*Stated problem*
Find the string "this" in the records. Copy every line it appears in.

*Supplied material*
- - -

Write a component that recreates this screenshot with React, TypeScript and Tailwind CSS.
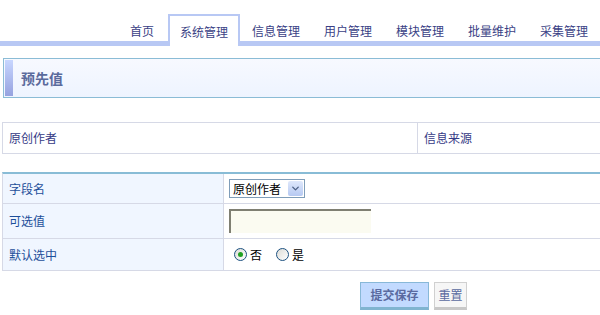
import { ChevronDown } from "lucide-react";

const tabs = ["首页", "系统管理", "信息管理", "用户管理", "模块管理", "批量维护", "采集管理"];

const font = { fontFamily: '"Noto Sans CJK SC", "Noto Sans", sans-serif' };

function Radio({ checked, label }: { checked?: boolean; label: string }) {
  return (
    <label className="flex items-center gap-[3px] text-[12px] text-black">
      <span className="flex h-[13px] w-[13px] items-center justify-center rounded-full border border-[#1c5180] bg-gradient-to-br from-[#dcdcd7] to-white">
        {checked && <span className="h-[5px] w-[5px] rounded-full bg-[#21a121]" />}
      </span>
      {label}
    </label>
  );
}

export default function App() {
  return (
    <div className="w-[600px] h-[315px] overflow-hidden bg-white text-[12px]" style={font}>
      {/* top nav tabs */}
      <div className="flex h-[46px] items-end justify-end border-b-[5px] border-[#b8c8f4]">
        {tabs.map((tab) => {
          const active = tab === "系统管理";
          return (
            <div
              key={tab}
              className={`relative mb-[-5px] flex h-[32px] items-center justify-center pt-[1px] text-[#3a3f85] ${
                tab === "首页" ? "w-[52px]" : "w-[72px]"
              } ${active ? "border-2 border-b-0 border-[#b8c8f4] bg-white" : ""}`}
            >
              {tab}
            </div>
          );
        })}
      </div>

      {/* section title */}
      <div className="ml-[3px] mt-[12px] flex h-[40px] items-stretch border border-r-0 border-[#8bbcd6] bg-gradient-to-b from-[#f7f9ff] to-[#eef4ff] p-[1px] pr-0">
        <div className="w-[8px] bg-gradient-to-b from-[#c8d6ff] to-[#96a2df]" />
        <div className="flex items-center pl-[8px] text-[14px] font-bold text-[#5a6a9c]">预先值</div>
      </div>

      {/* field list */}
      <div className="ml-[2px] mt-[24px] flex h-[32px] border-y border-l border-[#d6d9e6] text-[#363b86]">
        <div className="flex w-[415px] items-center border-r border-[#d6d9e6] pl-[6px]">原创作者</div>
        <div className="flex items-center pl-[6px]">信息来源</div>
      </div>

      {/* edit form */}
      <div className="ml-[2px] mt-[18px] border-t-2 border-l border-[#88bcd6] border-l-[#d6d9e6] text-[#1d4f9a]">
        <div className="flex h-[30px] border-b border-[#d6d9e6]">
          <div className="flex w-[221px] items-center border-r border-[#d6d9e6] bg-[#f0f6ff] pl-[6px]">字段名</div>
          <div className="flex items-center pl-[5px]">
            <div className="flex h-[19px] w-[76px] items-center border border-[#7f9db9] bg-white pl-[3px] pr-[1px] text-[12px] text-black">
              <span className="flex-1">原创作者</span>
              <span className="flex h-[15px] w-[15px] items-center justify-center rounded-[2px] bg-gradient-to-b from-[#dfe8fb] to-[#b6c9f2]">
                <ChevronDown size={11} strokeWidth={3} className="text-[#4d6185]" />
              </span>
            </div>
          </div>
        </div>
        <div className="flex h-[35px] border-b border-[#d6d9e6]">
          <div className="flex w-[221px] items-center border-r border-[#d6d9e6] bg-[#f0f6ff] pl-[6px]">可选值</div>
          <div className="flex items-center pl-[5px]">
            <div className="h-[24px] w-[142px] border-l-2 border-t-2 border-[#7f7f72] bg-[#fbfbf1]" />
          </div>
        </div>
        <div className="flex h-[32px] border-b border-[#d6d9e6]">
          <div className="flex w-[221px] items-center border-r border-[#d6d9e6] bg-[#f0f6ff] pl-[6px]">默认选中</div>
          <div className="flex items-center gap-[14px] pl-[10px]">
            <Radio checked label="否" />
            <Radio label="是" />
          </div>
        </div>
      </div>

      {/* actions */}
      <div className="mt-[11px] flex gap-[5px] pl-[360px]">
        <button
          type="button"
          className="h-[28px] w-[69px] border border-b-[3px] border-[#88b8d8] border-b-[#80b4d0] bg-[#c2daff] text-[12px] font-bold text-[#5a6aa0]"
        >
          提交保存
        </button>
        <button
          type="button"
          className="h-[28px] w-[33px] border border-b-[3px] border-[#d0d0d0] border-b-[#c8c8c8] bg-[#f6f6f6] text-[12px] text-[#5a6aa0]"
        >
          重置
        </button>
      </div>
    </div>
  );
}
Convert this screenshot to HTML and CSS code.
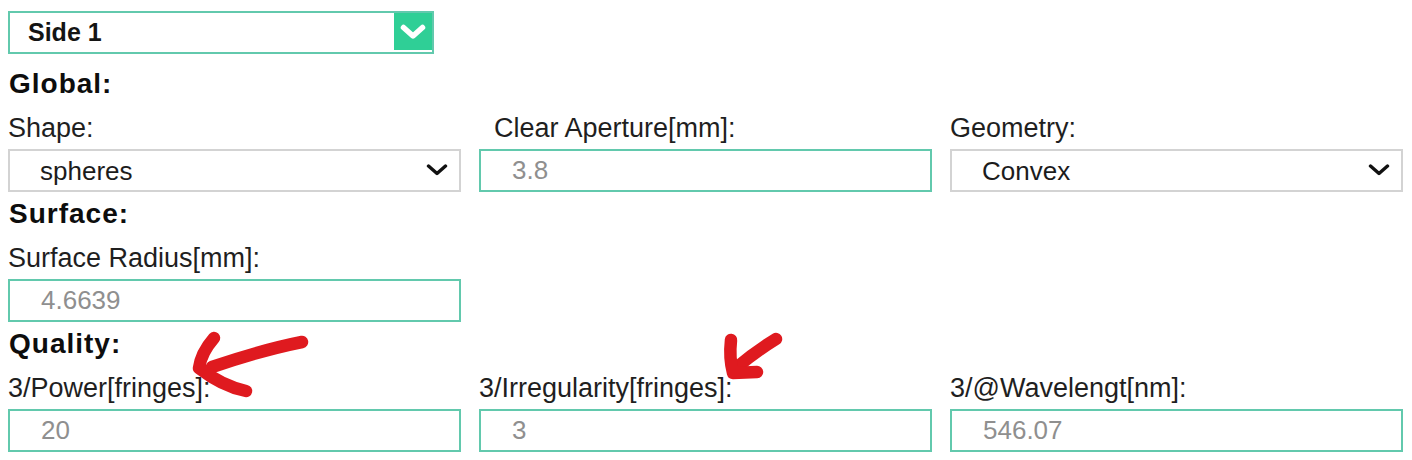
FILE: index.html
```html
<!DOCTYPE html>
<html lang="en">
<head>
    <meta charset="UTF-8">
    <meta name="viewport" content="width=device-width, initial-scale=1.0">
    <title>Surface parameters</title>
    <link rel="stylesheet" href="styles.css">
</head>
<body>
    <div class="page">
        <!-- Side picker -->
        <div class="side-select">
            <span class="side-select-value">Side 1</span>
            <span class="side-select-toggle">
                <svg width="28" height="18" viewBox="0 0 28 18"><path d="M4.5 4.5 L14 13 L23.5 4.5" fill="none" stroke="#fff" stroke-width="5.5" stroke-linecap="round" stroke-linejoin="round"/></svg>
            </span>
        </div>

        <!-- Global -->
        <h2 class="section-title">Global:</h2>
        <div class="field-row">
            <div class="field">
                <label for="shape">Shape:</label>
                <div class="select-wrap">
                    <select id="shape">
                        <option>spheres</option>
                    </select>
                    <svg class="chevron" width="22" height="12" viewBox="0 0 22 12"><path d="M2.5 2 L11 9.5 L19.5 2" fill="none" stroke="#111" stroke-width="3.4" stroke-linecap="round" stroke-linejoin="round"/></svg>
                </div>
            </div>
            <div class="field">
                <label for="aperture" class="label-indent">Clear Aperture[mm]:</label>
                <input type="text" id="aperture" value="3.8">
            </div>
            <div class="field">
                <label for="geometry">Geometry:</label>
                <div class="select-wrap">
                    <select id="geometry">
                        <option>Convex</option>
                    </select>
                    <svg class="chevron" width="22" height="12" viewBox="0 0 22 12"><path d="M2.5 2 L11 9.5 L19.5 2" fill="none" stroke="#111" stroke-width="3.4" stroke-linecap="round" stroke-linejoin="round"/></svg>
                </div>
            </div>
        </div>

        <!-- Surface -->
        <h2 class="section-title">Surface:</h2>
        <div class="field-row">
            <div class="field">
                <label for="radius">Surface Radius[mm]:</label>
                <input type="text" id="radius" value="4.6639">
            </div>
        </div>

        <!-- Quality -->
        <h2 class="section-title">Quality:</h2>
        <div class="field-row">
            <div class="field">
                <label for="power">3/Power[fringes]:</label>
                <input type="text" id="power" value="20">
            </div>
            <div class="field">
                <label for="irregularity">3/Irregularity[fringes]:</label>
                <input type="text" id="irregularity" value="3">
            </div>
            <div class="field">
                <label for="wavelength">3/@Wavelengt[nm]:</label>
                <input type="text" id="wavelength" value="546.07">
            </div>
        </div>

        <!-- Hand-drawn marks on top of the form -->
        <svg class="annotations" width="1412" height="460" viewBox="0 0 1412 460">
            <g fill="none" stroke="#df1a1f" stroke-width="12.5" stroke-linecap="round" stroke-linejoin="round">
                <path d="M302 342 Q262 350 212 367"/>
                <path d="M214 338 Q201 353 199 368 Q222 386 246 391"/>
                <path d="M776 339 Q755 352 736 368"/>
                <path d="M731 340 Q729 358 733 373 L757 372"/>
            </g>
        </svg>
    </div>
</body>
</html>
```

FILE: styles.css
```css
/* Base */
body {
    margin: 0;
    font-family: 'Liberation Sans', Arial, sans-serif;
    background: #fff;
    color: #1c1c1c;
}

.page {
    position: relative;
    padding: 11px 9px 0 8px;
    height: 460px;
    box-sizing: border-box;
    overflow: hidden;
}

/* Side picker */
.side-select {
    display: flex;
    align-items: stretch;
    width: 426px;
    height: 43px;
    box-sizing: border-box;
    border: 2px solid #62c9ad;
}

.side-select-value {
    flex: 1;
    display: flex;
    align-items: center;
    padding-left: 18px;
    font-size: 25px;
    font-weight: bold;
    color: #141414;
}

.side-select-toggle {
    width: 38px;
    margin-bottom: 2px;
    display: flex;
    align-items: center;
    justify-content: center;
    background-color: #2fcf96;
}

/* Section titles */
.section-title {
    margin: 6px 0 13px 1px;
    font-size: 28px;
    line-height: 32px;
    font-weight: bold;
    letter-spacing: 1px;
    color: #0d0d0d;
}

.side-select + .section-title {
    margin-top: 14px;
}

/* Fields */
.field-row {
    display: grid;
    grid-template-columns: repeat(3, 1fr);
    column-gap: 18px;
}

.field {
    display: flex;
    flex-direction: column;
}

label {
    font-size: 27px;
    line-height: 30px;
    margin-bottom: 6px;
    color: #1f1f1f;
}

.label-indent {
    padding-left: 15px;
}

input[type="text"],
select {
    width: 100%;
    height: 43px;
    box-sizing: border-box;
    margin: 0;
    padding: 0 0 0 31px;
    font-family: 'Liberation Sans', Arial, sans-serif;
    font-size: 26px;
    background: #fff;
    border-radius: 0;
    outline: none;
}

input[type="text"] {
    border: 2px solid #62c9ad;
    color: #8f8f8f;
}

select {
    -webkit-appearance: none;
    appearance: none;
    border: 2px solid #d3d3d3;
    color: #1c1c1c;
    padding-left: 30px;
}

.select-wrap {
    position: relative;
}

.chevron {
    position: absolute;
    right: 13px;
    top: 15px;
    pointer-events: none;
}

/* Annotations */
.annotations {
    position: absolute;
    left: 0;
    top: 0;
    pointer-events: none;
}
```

- - -

*Response to the exercise*
Write a component that recreates this screenshot with React, TypeScript and Tailwind CSS.
Convert this screenshot to HTML and CSS code.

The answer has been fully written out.